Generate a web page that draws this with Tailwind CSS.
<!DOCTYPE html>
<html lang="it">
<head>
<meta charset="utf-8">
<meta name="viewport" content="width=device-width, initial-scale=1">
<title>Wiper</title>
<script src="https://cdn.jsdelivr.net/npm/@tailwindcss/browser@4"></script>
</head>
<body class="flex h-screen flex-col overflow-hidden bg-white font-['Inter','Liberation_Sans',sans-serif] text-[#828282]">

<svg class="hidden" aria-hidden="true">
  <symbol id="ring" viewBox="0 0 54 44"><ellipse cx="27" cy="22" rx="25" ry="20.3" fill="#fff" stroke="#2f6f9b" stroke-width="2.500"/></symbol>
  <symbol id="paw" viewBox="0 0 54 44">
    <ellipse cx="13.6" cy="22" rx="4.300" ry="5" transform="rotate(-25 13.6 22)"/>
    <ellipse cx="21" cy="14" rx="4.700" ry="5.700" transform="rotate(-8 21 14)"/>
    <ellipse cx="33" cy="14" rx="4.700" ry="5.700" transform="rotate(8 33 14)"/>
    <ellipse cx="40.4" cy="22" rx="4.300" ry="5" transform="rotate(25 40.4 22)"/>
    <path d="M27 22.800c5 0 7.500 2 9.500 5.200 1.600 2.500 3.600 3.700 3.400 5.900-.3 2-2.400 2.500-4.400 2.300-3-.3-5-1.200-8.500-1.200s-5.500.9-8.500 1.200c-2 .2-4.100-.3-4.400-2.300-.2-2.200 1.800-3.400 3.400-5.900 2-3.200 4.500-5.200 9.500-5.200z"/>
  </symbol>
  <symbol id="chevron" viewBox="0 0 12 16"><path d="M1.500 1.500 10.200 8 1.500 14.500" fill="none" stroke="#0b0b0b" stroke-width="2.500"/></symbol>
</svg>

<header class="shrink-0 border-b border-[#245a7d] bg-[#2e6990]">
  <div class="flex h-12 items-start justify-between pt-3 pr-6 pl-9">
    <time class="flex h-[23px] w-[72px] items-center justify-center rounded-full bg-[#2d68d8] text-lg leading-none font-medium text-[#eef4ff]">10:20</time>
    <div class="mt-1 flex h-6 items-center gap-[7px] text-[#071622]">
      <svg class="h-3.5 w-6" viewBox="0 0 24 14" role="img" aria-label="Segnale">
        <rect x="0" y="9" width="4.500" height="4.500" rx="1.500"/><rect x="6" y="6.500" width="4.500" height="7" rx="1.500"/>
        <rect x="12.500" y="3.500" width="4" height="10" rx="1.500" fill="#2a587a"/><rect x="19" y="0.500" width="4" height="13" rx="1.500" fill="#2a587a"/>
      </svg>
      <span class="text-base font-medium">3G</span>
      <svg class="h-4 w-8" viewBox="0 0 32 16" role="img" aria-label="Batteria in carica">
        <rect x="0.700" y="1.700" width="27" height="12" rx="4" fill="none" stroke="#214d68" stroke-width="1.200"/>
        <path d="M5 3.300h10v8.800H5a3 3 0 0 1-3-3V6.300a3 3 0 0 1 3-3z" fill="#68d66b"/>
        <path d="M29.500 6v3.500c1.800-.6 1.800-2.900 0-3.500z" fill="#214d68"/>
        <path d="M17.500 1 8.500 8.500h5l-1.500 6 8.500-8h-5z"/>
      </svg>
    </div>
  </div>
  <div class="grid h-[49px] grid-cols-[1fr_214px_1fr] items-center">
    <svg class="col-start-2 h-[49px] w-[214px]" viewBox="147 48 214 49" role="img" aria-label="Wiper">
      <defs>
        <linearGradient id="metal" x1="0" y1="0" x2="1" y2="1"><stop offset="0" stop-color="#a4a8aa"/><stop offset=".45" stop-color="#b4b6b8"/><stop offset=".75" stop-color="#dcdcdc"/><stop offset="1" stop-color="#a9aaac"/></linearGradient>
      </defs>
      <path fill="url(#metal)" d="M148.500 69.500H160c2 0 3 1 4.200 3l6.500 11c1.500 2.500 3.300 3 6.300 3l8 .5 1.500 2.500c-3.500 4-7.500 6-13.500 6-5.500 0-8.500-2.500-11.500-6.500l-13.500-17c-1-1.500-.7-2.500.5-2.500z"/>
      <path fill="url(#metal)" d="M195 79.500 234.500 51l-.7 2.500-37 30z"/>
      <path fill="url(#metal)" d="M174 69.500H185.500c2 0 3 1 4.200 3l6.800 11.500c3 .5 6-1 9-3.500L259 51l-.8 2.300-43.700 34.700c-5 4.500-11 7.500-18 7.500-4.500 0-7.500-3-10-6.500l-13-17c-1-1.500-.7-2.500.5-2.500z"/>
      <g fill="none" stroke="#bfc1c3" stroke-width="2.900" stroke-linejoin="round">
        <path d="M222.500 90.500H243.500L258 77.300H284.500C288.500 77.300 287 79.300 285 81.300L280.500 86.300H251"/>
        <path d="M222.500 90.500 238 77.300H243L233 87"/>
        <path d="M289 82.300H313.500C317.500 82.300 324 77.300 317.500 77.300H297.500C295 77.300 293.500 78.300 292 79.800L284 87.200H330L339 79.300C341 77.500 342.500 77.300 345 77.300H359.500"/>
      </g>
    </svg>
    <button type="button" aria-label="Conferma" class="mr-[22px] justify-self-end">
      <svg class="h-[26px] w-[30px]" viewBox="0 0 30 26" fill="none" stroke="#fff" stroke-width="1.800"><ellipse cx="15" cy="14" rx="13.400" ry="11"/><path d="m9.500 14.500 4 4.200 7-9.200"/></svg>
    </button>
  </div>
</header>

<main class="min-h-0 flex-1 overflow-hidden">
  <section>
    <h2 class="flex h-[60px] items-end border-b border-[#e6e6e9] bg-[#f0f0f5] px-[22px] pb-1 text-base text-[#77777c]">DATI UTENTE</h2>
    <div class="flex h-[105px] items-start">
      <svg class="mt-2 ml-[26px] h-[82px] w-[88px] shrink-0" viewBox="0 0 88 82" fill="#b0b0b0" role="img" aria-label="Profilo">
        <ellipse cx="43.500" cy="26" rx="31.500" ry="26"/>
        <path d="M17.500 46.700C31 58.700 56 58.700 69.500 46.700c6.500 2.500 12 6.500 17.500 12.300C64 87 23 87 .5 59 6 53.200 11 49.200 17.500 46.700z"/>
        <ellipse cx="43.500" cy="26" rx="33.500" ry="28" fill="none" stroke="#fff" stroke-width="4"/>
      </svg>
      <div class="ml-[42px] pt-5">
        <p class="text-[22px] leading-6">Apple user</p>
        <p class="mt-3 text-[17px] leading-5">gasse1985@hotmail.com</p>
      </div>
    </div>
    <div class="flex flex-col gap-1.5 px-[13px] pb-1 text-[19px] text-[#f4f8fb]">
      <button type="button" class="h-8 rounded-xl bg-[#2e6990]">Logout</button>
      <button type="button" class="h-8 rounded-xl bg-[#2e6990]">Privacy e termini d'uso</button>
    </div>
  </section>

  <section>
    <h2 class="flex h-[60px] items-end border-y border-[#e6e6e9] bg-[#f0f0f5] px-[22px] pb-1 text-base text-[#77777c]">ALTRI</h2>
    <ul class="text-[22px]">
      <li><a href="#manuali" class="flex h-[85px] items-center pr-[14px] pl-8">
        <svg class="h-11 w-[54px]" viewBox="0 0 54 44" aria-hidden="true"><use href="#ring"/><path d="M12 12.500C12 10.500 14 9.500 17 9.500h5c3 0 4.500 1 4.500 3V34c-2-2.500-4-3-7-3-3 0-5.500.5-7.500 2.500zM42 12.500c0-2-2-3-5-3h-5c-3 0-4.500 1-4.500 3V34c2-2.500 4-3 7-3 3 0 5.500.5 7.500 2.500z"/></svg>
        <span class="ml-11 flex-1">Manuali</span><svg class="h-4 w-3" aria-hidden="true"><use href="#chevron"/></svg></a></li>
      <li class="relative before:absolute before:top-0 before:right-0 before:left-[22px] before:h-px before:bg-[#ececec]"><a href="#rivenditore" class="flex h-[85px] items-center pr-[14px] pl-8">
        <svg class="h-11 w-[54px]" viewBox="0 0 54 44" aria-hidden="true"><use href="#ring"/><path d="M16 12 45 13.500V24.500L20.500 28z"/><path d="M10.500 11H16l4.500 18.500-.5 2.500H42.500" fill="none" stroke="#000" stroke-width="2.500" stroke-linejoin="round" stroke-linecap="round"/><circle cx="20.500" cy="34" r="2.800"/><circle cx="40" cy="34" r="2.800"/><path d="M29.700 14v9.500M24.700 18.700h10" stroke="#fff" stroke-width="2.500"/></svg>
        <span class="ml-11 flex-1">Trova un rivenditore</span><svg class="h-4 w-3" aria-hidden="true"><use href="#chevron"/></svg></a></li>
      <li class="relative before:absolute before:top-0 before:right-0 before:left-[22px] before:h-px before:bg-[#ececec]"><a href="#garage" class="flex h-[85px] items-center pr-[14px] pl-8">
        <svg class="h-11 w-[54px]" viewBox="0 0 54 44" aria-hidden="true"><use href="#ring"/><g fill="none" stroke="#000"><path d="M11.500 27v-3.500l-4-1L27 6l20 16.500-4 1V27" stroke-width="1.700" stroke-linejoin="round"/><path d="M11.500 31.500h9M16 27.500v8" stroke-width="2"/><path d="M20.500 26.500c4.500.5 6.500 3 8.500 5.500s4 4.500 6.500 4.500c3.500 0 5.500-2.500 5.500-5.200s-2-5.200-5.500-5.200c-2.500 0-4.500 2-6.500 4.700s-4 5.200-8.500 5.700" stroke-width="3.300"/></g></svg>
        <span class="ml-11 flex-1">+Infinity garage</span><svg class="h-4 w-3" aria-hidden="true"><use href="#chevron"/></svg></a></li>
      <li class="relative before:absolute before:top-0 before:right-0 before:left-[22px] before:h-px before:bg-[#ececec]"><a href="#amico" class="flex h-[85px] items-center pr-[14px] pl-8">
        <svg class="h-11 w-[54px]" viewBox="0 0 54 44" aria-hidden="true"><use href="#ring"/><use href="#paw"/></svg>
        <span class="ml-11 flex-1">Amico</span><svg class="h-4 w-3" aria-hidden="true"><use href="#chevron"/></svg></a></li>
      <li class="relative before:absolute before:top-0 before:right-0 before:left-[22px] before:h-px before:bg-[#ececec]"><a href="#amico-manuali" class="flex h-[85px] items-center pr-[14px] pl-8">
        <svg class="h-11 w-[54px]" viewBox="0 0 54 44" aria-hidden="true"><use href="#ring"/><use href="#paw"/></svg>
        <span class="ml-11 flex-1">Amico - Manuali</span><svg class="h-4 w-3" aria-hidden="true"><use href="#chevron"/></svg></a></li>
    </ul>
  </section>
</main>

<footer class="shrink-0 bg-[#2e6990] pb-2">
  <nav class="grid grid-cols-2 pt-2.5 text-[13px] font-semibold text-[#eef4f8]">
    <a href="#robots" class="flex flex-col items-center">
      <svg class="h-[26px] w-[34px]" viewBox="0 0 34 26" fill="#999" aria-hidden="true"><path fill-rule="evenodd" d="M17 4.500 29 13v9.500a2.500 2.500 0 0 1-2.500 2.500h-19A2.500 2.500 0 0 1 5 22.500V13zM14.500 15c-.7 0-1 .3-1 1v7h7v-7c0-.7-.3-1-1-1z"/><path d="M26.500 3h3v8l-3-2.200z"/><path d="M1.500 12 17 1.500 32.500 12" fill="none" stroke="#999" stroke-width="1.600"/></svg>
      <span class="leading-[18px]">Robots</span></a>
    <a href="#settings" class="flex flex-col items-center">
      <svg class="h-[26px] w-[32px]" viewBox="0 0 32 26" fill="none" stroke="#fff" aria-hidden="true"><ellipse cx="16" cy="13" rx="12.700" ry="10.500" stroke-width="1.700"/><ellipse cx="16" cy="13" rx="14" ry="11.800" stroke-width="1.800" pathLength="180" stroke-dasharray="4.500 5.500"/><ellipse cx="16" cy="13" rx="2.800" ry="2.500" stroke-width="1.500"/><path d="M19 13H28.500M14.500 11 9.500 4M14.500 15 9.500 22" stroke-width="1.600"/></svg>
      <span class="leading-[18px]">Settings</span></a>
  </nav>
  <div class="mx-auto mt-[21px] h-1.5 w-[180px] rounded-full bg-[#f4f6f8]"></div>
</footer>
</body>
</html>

--

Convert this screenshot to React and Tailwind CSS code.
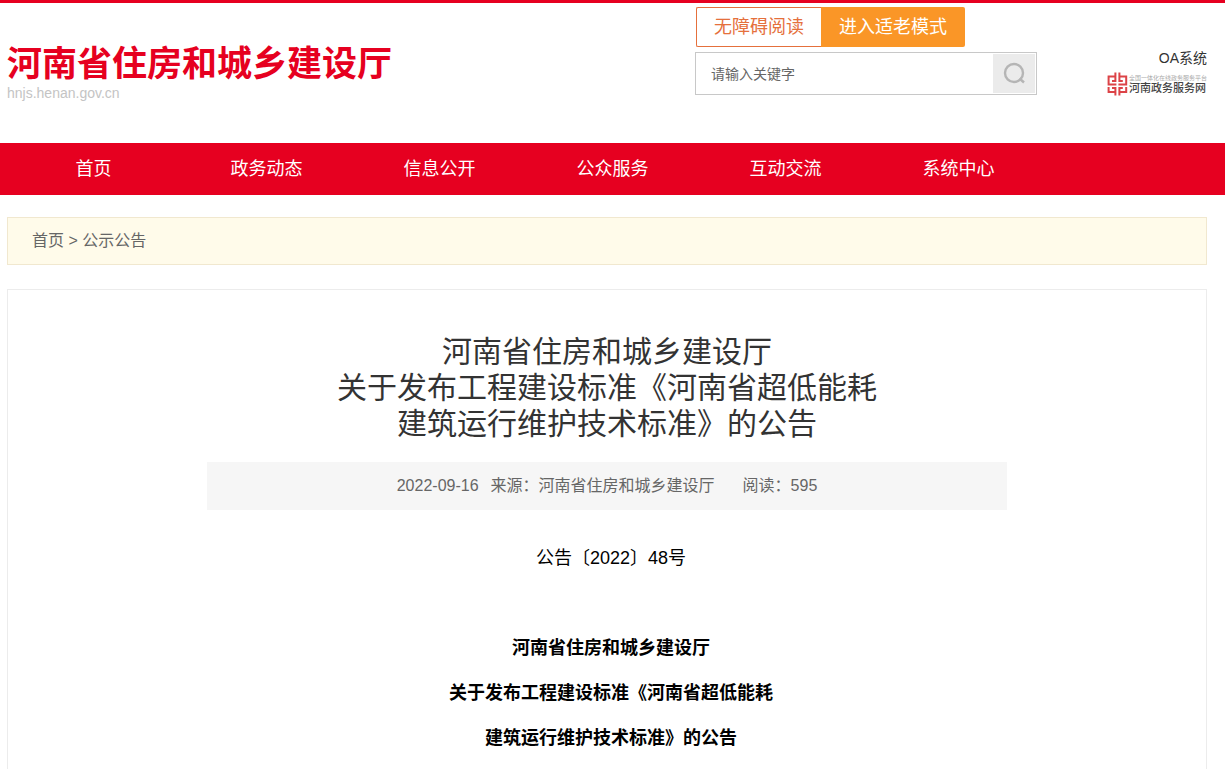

Problem description » Will you return exactly the lines above from the one with "Generate a web" down to the one with "h-screen flex-col overflow-hidden", counting both as part of the range?

Worked solution »
Generate a web page that draws this with Tailwind CSS.
<!DOCTYPE html>
<html lang="it">
<head>
<meta charset="utf-8">
<meta name="viewport" content="width=device-width, initial-scale=1">
<title>Wiper</title>
<script src="https://cdn.jsdelivr.net/npm/@tailwindcss/browser@4"></script>
</head>
<body class="flex h-screen flex-col overflow-hidden bg-white font-['Inter','Liberation_Sans',sans-serif] text-[#828282]">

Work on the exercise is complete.